◆ Set task:
Copy the data that follows exactly. Include no pictures.

===== Records for this task

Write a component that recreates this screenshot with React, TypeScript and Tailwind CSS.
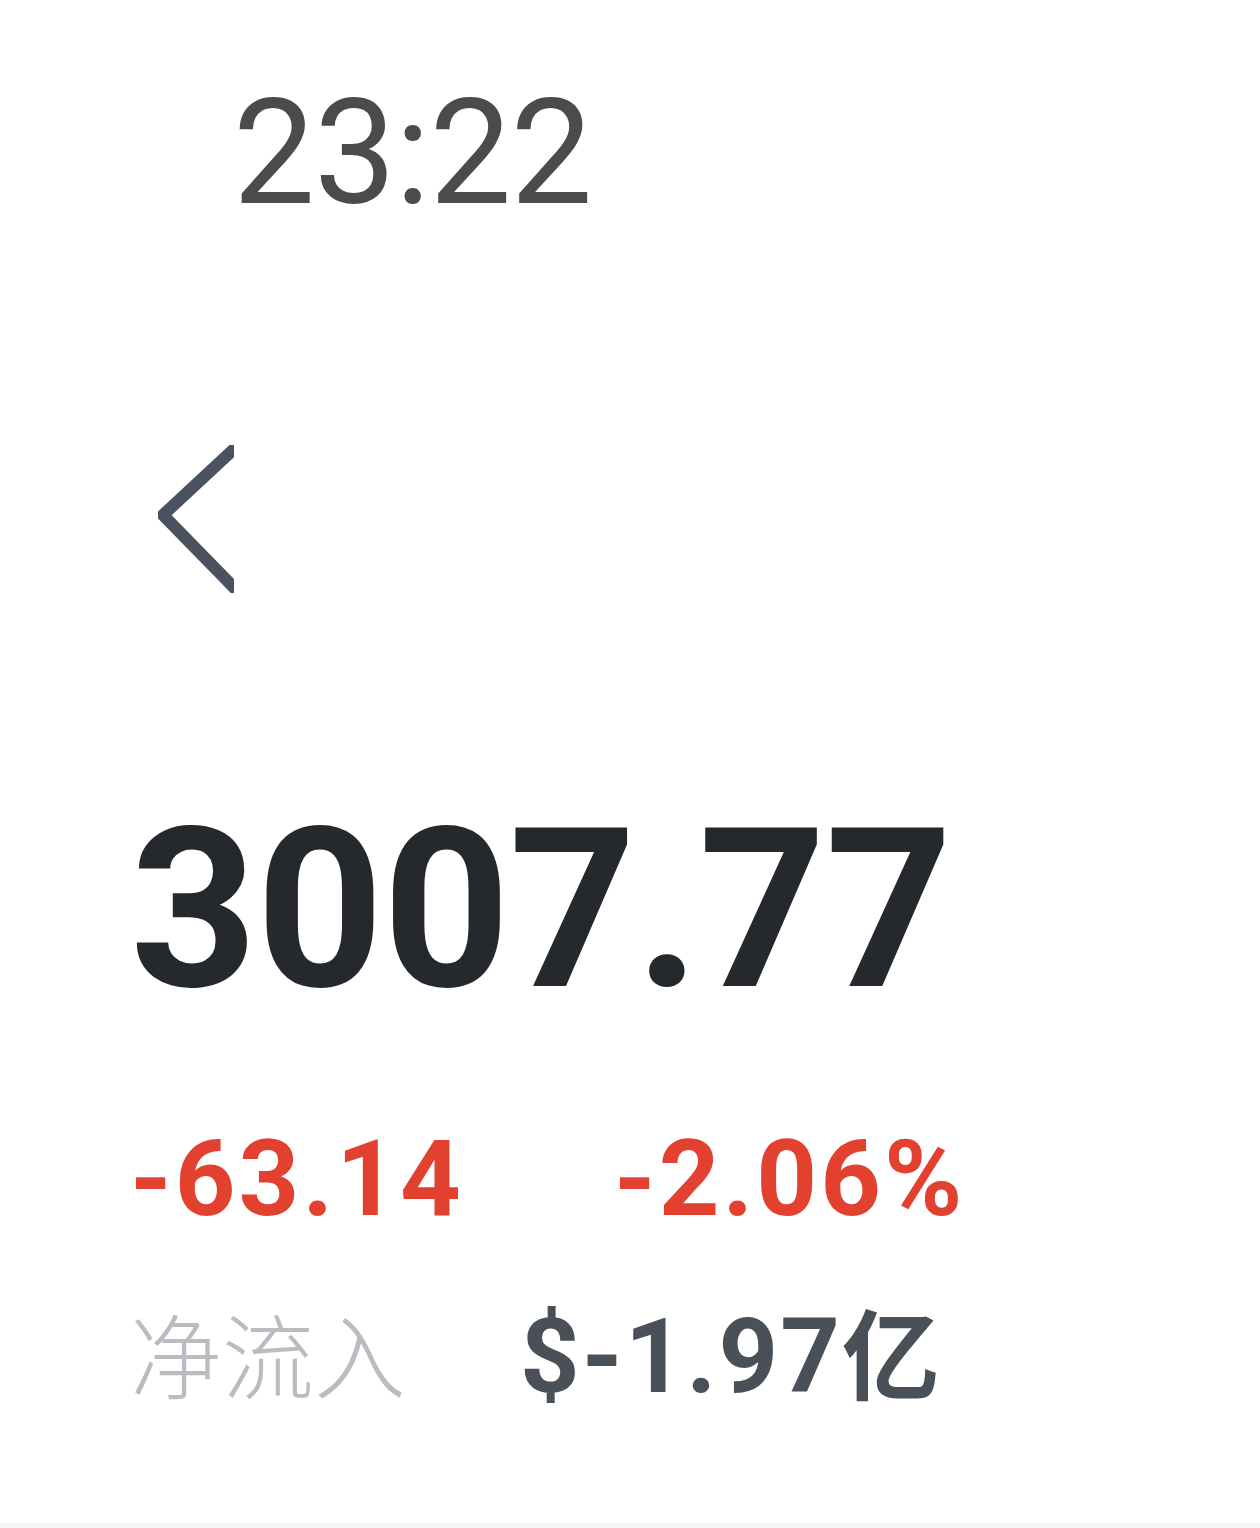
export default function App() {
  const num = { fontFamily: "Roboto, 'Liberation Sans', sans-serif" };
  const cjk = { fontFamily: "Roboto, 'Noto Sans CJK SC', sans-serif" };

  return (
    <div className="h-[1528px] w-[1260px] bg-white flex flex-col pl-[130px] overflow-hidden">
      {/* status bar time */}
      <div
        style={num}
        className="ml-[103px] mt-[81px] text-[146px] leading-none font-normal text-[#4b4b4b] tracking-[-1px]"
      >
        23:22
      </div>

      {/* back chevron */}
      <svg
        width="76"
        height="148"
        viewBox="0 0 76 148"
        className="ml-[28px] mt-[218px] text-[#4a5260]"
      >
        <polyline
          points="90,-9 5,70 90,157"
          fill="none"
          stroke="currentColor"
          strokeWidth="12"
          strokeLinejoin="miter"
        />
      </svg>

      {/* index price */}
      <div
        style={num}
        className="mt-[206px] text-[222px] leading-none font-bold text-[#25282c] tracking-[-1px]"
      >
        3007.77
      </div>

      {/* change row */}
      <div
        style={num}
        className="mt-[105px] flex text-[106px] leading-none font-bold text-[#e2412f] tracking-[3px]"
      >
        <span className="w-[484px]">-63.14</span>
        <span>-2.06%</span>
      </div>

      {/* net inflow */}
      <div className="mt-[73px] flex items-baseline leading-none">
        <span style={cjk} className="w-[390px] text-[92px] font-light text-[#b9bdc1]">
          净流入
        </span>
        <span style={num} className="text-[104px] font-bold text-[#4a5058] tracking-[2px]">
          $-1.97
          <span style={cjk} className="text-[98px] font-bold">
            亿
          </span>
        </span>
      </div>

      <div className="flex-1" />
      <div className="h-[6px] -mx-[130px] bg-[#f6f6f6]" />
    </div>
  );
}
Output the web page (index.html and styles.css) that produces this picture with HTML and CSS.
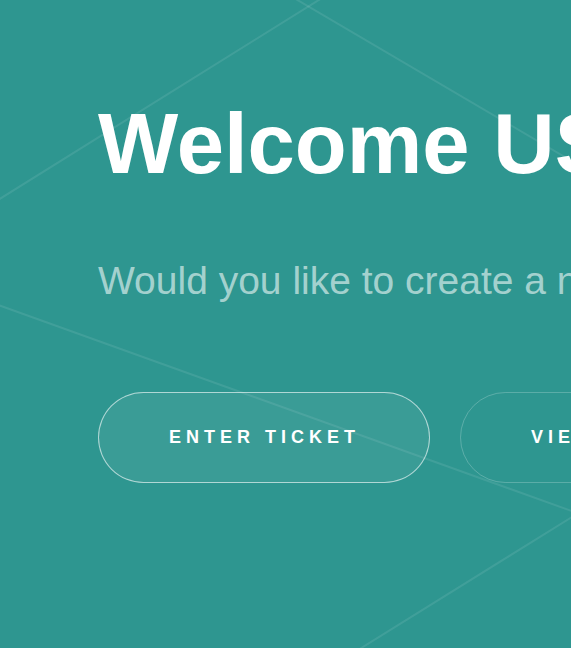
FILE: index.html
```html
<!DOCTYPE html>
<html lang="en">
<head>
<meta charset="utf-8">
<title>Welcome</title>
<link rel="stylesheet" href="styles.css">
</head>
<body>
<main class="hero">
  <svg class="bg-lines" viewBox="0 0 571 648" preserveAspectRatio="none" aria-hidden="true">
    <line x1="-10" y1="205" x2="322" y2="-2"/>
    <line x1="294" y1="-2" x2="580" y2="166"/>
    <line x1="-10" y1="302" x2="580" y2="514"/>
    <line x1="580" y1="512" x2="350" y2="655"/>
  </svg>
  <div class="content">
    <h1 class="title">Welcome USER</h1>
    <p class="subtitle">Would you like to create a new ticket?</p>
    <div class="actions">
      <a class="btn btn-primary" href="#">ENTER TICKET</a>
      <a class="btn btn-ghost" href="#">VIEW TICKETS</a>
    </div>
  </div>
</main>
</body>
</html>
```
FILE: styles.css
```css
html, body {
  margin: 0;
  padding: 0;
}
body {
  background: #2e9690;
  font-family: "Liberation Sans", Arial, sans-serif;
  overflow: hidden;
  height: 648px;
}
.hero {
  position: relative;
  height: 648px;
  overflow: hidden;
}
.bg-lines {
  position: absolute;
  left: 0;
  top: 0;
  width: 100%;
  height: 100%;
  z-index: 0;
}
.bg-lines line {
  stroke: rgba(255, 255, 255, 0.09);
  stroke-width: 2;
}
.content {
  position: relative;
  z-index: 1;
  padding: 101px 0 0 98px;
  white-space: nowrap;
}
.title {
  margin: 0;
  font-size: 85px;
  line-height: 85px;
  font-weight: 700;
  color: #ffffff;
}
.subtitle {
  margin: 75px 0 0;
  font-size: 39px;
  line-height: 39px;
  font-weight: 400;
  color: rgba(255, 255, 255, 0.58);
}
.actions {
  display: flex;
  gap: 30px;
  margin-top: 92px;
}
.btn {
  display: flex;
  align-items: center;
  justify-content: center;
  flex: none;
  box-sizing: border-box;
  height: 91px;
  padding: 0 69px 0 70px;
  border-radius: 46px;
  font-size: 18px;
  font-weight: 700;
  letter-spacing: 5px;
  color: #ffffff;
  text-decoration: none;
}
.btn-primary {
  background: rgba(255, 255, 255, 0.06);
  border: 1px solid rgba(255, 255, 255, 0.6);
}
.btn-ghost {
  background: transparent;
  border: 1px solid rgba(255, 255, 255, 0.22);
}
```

==========

◆ Written solution:
Write a component that recreates this screenshot with React, TypeScript and Tailwind CSS.
export default function App() {
  const num = { fontFamily: "Roboto, 'Liberation Sans', sans-serif" };
  const cjk = { fontFamily: "Roboto, 'Noto Sans CJK SC', sans-serif" };

  return (
    <div className="h-[1528px] w-[1260px] bg-white flex flex-col pl-[130px] overflow-hidden">
      {/* status bar time */}
      <div
        style={num}
        className="ml-[103px] mt-[81px] text-[146px] leading-none font-normal text-[#4b4b4b] tracking-[-1px]"
      >
        23:22
      </div>

      {/* back chevron */}
      <svg
        width="76"
        height="148"
        viewBox="0 0 76 148"
        className="ml-[28px] mt-[218px] text-[#4a5260]"
      >
        <polyline
          points="90,-9 5,70 90,157"
          fill="none"
          stroke="currentColor"
          strokeWidth="12"
          strokeLinejoin="miter"
        />
      </svg>

      {/* index price */}
      <div
        style={num}
        className="mt-[206px] text-[222px] leading-none font-bold text-[#25282c] tracking-[-1px]"
      >
        3007.77
      </div>

      {/* change row */}
      <div
        style={num}
        className="mt-[105px] flex text-[106px] leading-none font-bold text-[#e2412f] tracking-[3px]"
      >
        <span className="w-[484px]">-63.14</span>
        <span>-2.06%</span>
      </div>

      {/* net inflow */}
      <div className="mt-[73px] flex items-baseline leading-none">
        <span style={cjk} className="w-[390px] text-[92px] font-light text-[#b9bdc1]">
          净流入
        </span>
        <span style={num} className="text-[104px] font-bold text-[#4a5058] tracking-[2px]">
          $-1.97
          <span style={cjk} className="text-[98px] font-bold">
            亿
          </span>
        </span>
      </div>

      <div className="flex-1" />
      <div className="h-[6px] -mx-[130px] bg-[#f6f6f6]" />
    </div>
  );
}
Output the web page (index.html and styles.css) that produces this picture with HTML and CSS.
FILE: index.html
```html
<!DOCTYPE html>
<html lang="en">
<head>
<meta charset="utf-8">
<title>Welcome</title>
<link rel="stylesheet" href="styles.css">
</head>
<body>
<main class="hero">
  <svg class="bg-lines" viewBox="0 0 571 648" preserveAspectRatio="none" aria-hidden="true">
    <line x1="-10" y1="205" x2="322" y2="-2"/>
    <line x1="294" y1="-2" x2="580" y2="166"/>
    <line x1="-10" y1="302" x2="580" y2="514"/>
    <line x1="580" y1="512" x2="350" y2="655"/>
  </svg>
  <div class="content">
    <h1 class="title">Welcome USER</h1>
    <p class="subtitle">Would you like to create a new ticket?</p>
    <div class="actions">
      <a class="btn btn-primary" href="#">ENTER TICKET</a>
      <a class="btn btn-ghost" href="#">VIEW TICKETS</a>
    </div>
  </div>
</main>
</body>
</html>
```
FILE: styles.css
```css
html, body {
  margin: 0;
  padding: 0;
}
body {
  background: #2e9690;
  font-family: "Liberation Sans", Arial, sans-serif;
  overflow: hidden;
  height: 648px;
}
.hero {
  position: relative;
  height: 648px;
  overflow: hidden;
}
.bg-lines {
  position: absolute;
  left: 0;
  top: 0;
  width: 100%;
  height: 100%;
  z-index: 0;
}
.bg-lines line {
  stroke: rgba(255, 255, 255, 0.09);
  stroke-width: 2;
}
.content {
  position: relative;
  z-index: 1;
  padding: 101px 0 0 98px;
  white-space: nowrap;
}
.title {
  margin: 0;
  font-size: 85px;
  line-height: 85px;
  font-weight: 700;
  color: #ffffff;
}
.subtitle {
  margin: 75px 0 0;
  font-size: 39px;
  line-height: 39px;
  font-weight: 400;
  color: rgba(255, 255, 255, 0.58);
}
.actions {
  display: flex;
  gap: 30px;
  margin-top: 92px;
}
.btn {
  display: flex;
  align-items: center;
  justify-content: center;
  flex: none;
  box-sizing: border-box;
  height: 91px;
  padding: 0 69px 0 70px;
  border-radius: 46px;
  font-size: 18px;
  font-weight: 700;
  letter-spacing: 5px;
  color: #ffffff;
  text-decoration: none;
}
.btn-primary {
  background: rgba(255, 255, 255, 0.06);
  border: 1px solid rgba(255, 255, 255, 0.6);
}
.btn-ghost {
  background: transparent;
  border: 1px solid rgba(255, 255, 255, 0.22);
}
```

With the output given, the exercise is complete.